(TASK TO CARRY OUT): Everything in the listing except the pictures should be written out exactly.
^^^^^^^^^^^^^^^^
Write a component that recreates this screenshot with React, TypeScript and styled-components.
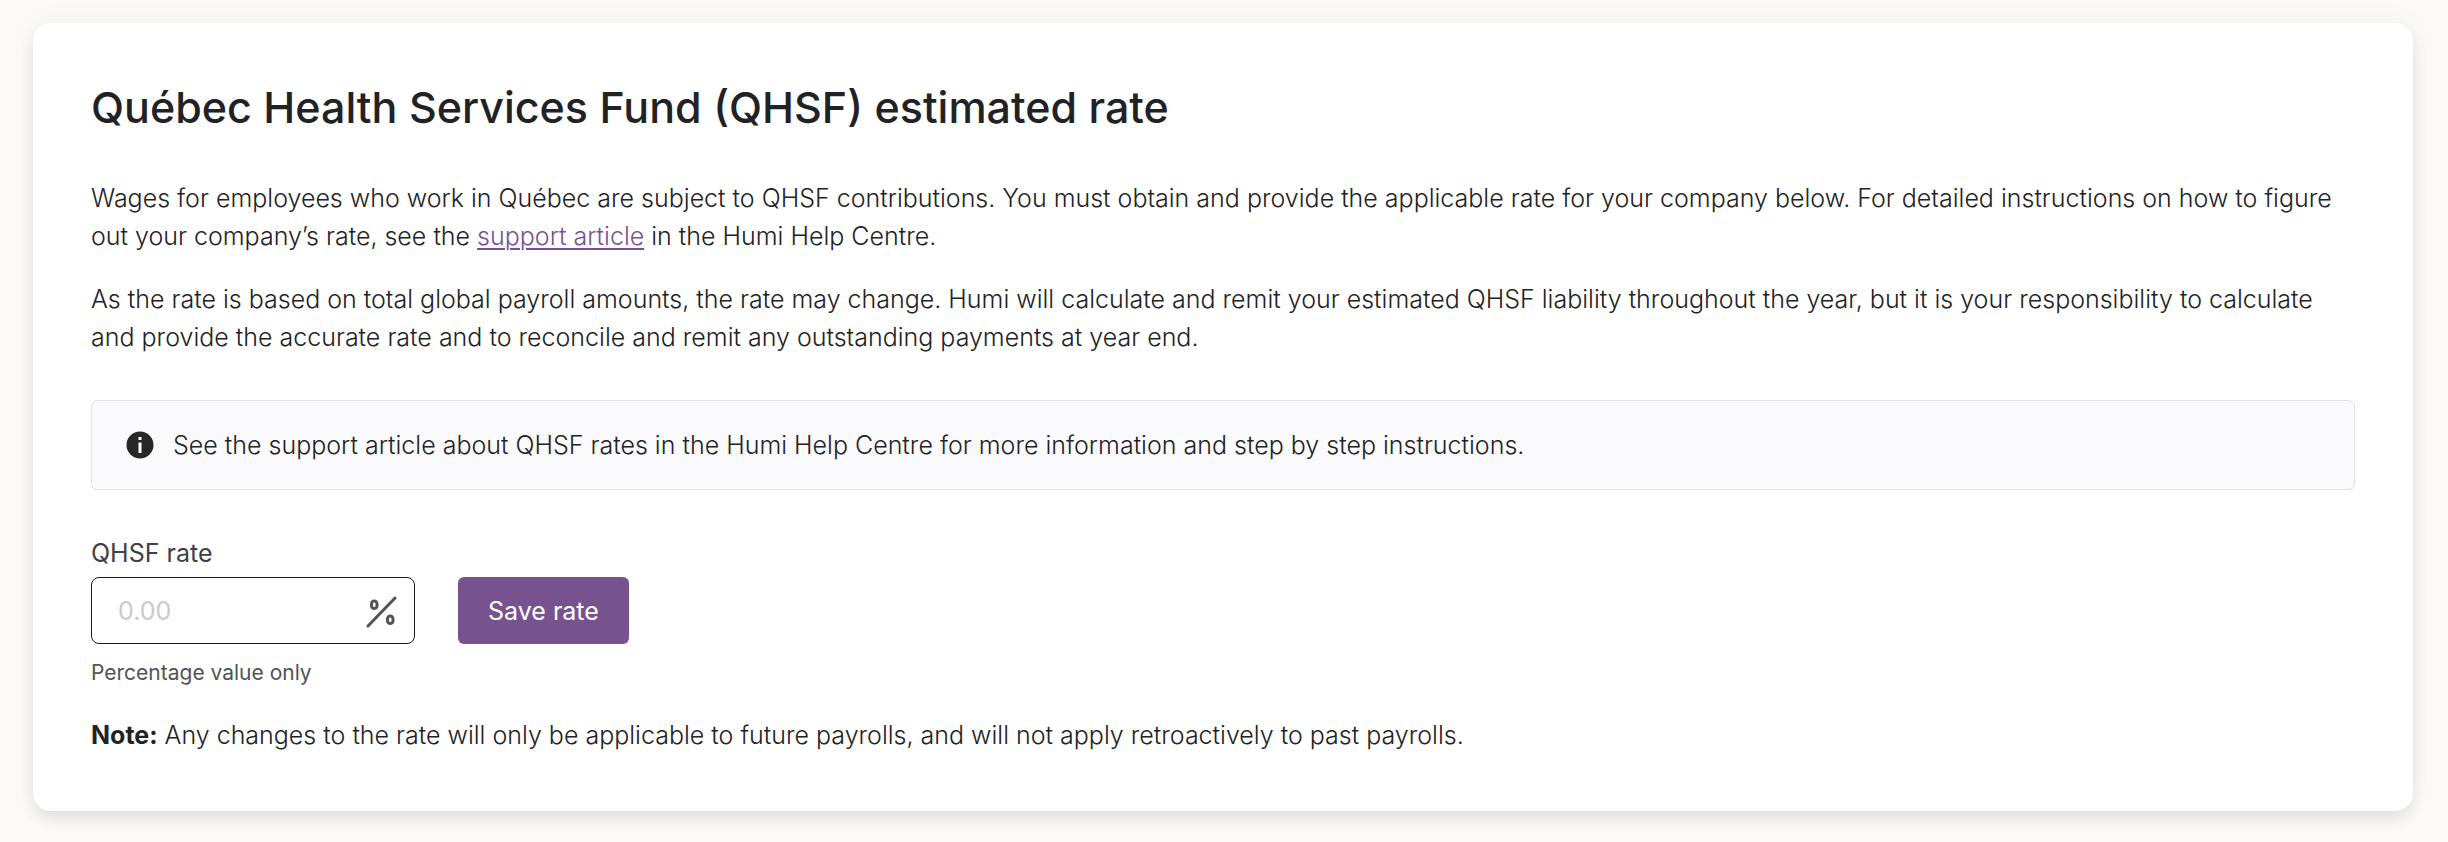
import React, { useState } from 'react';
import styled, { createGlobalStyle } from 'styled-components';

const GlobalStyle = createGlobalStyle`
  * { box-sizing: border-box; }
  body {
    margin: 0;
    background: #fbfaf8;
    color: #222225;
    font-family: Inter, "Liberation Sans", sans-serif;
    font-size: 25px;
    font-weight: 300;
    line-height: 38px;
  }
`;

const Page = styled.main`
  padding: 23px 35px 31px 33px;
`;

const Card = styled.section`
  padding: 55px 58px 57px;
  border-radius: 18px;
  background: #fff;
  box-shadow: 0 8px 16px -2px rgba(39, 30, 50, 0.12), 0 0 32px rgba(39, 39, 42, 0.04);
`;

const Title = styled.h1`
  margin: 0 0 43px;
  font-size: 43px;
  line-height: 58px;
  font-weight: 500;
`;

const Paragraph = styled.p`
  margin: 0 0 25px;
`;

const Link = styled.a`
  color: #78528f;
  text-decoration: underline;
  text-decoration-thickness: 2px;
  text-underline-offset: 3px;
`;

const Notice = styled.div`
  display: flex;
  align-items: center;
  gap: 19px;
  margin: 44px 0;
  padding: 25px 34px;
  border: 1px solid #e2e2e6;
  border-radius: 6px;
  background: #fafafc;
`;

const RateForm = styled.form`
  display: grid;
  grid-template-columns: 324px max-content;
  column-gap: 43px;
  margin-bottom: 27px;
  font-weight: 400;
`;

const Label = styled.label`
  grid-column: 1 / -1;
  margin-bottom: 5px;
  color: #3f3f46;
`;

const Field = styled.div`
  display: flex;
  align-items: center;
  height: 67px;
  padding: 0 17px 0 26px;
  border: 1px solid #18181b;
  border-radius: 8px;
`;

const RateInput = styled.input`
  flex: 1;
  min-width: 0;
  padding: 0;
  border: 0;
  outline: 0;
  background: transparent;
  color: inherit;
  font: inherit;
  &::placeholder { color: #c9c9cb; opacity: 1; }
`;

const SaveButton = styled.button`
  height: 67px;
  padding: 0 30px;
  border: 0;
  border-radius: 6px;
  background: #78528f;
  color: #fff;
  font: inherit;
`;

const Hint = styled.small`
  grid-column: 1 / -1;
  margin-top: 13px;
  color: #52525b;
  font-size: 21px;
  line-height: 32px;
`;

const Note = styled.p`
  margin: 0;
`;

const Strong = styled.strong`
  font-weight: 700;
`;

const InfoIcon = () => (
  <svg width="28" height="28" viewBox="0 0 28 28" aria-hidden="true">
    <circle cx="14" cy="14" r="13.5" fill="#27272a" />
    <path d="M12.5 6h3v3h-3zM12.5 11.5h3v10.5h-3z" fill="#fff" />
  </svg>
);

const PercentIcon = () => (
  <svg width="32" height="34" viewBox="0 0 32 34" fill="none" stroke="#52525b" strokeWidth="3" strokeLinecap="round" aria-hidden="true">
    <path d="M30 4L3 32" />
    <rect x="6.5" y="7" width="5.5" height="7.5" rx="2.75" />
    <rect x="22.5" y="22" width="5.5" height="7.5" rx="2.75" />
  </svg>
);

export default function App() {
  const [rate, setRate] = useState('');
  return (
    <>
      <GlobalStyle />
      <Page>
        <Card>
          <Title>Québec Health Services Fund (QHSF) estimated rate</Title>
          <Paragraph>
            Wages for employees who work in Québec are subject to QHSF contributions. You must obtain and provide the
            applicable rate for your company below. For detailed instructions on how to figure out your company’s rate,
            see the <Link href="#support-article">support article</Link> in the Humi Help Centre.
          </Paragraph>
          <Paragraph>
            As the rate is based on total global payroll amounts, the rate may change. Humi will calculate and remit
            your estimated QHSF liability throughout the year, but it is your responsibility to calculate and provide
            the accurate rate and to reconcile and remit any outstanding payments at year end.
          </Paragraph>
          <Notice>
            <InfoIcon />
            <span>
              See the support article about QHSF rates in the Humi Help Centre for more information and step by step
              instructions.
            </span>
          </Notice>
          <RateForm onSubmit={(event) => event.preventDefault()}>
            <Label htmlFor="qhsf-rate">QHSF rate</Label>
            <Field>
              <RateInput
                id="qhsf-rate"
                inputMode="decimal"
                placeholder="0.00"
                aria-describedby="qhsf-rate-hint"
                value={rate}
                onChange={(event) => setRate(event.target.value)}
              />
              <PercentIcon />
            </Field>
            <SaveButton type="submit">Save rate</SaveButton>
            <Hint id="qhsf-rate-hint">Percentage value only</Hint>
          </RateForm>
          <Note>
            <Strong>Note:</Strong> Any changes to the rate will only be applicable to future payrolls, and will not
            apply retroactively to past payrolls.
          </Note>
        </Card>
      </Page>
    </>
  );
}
^^^^^^^^^^^^^^^^
(RESULT OF THE TASK):
Write a component that recreates this screenshot with React, TypeScript and styled-components.
import React, { useState } from 'react';
import styled, { createGlobalStyle } from 'styled-components';

const GlobalStyle = createGlobalStyle`
  * { box-sizing: border-box; }
  body {
    margin: 0;
    background: #fbfaf8;
    color: #222225;
    font-family: Inter, "Liberation Sans", sans-serif;
    font-size: 25px;
    font-weight: 300;
    line-height: 38px;
  }
`;

const Page = styled.main`
  padding: 23px 35px 31px 33px;
`;

const Card = styled.section`
  padding: 55px 58px 57px;
  border-radius: 18px;
  background: #fff;
  box-shadow: 0 8px 16px -2px rgba(39, 30, 50, 0.12), 0 0 32px rgba(39, 39, 42, 0.04);
`;

const Title = styled.h1`
  margin: 0 0 43px;
  font-size: 43px;
  line-height: 58px;
  font-weight: 500;
`;

const Paragraph = styled.p`
  margin: 0 0 25px;
`;

const Link = styled.a`
  color: #78528f;
  text-decoration: underline;
  text-decoration-thickness: 2px;
  text-underline-offset: 3px;
`;

const Notice = styled.div`
  display: flex;
  align-items: center;
  gap: 19px;
  margin: 44px 0;
  padding: 25px 34px;
  border: 1px solid #e2e2e6;
  border-radius: 6px;
  background: #fafafc;
`;

const RateForm = styled.form`
  display: grid;
  grid-template-columns: 324px max-content;
  column-gap: 43px;
  margin-bottom: 27px;
  font-weight: 400;
`;

const Label = styled.label`
  grid-column: 1 / -1;
  margin-bottom: 5px;
  color: #3f3f46;
`;

const Field = styled.div`
  display: flex;
  align-items: center;
  height: 67px;
  padding: 0 17px 0 26px;
  border: 1px solid #18181b;
  border-radius: 8px;
`;

const RateInput = styled.input`
  flex: 1;
  min-width: 0;
  padding: 0;
  border: 0;
  outline: 0;
  background: transparent;
  color: inherit;
  font: inherit;
  &::placeholder { color: #c9c9cb; opacity: 1; }
`;

const SaveButton = styled.button`
  height: 67px;
  padding: 0 30px;
  border: 0;
  border-radius: 6px;
  background: #78528f;
  color: #fff;
  font: inherit;
`;

const Hint = styled.small`
  grid-column: 1 / -1;
  margin-top: 13px;
  color: #52525b;
  font-size: 21px;
  line-height: 32px;
`;

const Note = styled.p`
  margin: 0;
`;

const Strong = styled.strong`
  font-weight: 700;
`;

const InfoIcon = () => (
  <svg width="28" height="28" viewBox="0 0 28 28" aria-hidden="true">
    <circle cx="14" cy="14" r="13.5" fill="#27272a" />
    <path d="M12.5 6h3v3h-3zM12.5 11.5h3v10.5h-3z" fill="#fff" />
  </svg>
);

const PercentIcon = () => (
  <svg width="32" height="34" viewBox="0 0 32 34" fill="none" stroke="#52525b" strokeWidth="3" strokeLinecap="round" aria-hidden="true">
    <path d="M30 4L3 32" />
    <rect x="6.5" y="7" width="5.5" height="7.5" rx="2.75" />
    <rect x="22.5" y="22" width="5.5" height="7.5" rx="2.75" />
  </svg>
);

export default function App() {
  const [rate, setRate] = useState('');
  return (
    <>
      <GlobalStyle />
      <Page>
        <Card>
          <Title>Québec Health Services Fund (QHSF) estimated rate</Title>
          <Paragraph>
            Wages for employees who work in Québec are subject to QHSF contributions. You must obtain and provide the
            applicable rate for your company below. For detailed instructions on how to figure out your company’s rate,
            see the <Link href="#support-article">support article</Link> in the Humi Help Centre.
          </Paragraph>
          <Paragraph>
            As the rate is based on total global payroll amounts, the rate may change. Humi will calculate and remit
            your estimated QHSF liability throughout the year, but it is your responsibility to calculate and provide
            the accurate rate and to reconcile and remit any outstanding payments at year end.
          </Paragraph>
          <Notice>
            <InfoIcon />
            <span>
              See the support article about QHSF rates in the Humi Help Centre for more information and step by step
              instructions.
            </span>
          </Notice>
          <RateForm onSubmit={(event) => event.preventDefault()}>
            <Label htmlFor="qhsf-rate">QHSF rate</Label>
            <Field>
              <RateInput
                id="qhsf-rate"
                inputMode="decimal"
                placeholder="0.00"
                aria-describedby="qhsf-rate-hint"
                value={rate}
                onChange={(event) => setRate(event.target.value)}
              />
              <PercentIcon />
            </Field>
            <SaveButton type="submit">Save rate</SaveButton>
            <Hint id="qhsf-rate-hint">Percentage value only</Hint>
          </RateForm>
          <Note>
            <Strong>Note:</Strong> Any changes to the rate will only be applicable to future payrolls, and will not
            apply retroactively to past payrolls.
          </Note>
        </Card>
      </Page>
    </>
  );
}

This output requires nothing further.